- _DIRECTIVE_: Find the lines holding the word "styles" and collect them.

+ + +

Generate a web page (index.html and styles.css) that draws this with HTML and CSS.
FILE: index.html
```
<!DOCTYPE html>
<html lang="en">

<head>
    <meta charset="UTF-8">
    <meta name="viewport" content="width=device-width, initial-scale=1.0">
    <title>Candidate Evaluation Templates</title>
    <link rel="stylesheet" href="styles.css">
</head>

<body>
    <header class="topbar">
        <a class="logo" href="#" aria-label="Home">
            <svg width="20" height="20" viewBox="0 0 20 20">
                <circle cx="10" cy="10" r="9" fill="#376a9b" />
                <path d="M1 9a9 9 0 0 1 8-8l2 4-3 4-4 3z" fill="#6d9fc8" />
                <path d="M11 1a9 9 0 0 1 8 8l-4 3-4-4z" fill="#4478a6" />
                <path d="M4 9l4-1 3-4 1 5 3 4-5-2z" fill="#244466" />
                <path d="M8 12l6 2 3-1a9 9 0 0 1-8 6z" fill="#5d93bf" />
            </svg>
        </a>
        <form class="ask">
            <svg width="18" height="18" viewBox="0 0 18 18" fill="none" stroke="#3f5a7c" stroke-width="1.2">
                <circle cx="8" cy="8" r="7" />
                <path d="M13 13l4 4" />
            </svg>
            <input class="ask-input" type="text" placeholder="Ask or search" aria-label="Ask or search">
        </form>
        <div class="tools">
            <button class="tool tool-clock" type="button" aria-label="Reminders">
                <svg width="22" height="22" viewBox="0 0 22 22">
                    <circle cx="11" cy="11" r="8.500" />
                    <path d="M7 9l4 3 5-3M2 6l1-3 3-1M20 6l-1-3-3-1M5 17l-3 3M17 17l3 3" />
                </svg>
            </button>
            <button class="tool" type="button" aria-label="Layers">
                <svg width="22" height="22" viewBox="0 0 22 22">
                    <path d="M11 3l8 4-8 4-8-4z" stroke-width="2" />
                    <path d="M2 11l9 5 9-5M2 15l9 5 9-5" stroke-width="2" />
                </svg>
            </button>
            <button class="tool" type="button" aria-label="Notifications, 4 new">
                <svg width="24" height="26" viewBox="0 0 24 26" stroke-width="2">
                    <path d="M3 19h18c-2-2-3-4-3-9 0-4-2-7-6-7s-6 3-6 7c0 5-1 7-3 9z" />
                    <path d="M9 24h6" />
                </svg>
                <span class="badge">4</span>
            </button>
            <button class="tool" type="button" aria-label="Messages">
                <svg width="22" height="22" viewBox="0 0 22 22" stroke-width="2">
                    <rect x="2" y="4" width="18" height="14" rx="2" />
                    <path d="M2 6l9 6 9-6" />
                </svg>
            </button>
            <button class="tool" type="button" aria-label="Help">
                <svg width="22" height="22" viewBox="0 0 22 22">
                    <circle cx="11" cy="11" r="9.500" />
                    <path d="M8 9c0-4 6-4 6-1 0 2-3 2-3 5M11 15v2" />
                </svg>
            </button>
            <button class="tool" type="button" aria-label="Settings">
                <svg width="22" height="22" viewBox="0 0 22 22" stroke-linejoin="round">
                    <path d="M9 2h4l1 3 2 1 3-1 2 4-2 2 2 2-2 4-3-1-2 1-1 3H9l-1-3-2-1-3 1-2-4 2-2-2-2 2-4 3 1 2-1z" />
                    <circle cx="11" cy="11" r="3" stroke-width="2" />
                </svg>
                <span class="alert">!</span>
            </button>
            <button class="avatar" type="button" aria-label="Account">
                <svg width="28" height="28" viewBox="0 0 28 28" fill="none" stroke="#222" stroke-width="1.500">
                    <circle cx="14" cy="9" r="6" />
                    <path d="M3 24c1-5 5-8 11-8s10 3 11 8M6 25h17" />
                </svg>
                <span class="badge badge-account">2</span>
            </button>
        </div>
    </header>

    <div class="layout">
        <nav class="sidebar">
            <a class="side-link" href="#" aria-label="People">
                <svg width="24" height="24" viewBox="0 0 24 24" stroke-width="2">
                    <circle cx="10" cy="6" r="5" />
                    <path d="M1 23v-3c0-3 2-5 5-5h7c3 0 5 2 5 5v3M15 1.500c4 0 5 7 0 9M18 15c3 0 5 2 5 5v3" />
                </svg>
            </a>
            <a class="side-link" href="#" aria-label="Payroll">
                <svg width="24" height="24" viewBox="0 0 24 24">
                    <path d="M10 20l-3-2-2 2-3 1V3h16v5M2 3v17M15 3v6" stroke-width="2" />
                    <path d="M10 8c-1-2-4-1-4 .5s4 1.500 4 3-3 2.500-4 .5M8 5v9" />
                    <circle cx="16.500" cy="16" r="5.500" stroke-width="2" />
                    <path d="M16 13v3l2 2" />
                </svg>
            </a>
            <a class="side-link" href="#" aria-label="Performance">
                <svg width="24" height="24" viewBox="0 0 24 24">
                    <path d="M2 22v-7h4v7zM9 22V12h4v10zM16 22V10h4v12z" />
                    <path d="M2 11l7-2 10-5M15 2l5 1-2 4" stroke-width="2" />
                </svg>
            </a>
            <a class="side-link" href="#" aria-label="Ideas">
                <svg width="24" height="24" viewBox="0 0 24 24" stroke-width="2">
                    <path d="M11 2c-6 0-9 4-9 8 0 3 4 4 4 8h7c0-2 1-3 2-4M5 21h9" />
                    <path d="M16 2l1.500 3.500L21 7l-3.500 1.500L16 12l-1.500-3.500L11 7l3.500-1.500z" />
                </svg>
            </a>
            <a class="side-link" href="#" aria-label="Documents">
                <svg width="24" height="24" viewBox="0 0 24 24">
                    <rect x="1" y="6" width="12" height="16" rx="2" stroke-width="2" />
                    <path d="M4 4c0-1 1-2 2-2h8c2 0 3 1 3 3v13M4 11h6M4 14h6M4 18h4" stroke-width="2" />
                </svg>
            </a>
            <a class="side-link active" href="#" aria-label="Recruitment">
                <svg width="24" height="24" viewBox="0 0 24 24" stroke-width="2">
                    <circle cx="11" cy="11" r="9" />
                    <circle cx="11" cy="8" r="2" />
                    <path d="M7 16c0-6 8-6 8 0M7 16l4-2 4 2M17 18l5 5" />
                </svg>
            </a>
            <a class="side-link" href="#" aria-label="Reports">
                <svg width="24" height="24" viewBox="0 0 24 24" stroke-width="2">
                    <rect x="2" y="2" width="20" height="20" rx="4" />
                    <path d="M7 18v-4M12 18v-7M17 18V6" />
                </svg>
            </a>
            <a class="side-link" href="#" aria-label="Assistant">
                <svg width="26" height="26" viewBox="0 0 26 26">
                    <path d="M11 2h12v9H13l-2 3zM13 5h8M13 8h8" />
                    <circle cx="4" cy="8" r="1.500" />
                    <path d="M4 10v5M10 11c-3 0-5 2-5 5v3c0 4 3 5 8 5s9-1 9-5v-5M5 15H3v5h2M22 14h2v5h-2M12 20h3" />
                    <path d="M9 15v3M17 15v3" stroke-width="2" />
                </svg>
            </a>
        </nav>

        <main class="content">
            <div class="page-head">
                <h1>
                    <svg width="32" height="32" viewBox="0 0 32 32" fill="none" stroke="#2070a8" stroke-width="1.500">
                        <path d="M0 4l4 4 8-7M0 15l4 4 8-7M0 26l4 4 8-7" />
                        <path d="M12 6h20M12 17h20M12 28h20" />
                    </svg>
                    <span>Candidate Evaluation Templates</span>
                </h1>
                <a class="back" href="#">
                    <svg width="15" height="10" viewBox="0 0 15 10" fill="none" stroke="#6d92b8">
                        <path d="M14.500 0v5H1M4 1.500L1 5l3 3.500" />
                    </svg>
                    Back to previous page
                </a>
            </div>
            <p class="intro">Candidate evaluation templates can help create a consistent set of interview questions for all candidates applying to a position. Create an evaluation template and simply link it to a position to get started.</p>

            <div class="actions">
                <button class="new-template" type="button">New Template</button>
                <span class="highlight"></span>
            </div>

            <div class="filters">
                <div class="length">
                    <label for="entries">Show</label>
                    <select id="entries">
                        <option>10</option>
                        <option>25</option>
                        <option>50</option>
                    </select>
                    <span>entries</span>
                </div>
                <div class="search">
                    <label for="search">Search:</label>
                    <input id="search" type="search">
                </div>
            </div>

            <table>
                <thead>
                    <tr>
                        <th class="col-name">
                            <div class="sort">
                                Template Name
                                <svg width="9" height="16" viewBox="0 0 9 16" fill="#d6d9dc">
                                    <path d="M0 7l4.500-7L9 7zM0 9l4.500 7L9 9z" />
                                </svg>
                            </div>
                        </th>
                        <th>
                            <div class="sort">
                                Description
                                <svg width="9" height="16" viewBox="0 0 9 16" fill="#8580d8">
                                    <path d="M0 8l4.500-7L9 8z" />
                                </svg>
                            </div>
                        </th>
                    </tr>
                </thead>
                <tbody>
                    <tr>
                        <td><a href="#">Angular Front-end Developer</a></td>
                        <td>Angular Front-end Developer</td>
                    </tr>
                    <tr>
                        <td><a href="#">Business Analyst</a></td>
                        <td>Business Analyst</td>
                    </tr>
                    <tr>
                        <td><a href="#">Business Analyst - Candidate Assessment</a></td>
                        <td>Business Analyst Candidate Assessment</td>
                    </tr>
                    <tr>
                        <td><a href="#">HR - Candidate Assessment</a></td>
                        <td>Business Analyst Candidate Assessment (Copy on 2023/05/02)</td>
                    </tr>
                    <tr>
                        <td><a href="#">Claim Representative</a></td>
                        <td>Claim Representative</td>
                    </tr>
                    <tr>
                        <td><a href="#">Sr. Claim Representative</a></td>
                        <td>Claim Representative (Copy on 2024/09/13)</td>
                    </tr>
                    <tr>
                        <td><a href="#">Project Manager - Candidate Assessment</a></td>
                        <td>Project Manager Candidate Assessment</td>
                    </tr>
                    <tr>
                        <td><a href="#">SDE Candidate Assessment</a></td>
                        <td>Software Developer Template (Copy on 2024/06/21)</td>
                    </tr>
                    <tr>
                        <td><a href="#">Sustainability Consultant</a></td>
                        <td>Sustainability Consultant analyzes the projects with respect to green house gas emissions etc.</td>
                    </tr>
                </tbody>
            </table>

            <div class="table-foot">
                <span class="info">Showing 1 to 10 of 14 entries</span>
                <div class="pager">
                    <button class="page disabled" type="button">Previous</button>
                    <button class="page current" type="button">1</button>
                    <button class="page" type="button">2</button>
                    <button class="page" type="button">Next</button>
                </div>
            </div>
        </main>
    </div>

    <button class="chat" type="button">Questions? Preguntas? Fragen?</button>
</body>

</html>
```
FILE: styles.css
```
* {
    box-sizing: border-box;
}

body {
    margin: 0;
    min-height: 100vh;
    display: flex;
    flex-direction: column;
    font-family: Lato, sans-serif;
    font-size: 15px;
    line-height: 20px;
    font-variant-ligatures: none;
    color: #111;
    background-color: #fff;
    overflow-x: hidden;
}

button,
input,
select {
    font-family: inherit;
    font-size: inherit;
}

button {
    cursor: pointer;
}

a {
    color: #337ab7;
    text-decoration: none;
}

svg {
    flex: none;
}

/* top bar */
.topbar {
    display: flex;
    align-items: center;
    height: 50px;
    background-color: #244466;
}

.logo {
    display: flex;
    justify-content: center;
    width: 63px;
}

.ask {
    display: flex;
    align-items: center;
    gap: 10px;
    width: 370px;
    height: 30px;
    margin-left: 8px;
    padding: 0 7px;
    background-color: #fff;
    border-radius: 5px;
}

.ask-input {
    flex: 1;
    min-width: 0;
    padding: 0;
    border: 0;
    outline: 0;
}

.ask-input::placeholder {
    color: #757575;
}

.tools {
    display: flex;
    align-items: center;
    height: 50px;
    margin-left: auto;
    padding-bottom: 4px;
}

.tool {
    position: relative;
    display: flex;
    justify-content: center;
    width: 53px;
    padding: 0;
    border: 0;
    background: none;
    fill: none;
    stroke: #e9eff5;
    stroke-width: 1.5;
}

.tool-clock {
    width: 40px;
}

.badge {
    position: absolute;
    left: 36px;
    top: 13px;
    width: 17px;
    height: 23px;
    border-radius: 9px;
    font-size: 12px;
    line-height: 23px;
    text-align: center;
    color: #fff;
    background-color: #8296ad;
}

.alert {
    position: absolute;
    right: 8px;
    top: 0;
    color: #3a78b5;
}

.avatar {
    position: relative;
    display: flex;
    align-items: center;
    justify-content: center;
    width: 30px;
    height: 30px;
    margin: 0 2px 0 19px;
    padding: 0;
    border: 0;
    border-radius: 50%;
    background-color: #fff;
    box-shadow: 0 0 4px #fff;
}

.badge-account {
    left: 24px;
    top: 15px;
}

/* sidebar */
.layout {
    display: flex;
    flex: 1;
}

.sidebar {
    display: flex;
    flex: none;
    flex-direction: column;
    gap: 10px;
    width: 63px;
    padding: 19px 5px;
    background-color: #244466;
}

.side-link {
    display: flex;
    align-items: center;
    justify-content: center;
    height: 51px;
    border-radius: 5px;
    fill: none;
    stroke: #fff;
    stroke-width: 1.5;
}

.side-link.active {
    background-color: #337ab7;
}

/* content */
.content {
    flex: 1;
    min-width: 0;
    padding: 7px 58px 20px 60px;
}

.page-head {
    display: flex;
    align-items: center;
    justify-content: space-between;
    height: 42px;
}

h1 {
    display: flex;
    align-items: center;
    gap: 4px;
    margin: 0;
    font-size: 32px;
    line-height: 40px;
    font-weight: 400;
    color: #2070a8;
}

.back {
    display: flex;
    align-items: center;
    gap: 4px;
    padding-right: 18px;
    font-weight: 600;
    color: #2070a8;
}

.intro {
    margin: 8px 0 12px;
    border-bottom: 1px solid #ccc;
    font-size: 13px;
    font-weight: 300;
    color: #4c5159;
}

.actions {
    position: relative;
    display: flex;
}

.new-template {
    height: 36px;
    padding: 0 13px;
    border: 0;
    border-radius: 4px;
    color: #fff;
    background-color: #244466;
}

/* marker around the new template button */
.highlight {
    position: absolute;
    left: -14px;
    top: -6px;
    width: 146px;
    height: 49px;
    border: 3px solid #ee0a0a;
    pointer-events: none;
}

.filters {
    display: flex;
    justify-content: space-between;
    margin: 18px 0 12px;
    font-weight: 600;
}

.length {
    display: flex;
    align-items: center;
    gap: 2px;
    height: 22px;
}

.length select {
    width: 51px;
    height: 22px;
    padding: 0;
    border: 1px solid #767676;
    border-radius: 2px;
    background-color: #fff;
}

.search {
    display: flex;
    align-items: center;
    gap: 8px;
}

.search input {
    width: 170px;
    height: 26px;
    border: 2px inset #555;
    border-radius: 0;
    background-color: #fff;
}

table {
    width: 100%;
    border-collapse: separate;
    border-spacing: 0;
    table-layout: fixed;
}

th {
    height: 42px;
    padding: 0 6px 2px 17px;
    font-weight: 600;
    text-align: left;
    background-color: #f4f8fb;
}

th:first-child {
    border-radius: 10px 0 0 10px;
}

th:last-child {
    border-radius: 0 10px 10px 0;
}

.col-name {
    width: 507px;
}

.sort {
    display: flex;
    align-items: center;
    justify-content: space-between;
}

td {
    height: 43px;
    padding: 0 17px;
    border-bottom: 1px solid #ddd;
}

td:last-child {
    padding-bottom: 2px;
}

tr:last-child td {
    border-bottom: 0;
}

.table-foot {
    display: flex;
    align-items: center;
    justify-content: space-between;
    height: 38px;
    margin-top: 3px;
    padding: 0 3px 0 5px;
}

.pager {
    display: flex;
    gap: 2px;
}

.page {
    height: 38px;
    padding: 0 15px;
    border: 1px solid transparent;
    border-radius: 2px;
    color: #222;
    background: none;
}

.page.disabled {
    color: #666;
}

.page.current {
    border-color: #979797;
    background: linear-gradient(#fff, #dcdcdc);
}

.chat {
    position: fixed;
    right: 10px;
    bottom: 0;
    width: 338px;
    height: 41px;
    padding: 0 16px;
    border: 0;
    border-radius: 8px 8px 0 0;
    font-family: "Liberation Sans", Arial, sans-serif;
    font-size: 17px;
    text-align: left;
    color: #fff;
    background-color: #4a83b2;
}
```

+ + +

- _FULL RESPONSE_:
Generate a web page (index.html and styles.css) that draws this with HTML and CSS.
    <link rel="stylesheet" href="styles.css">
FILE: styles.css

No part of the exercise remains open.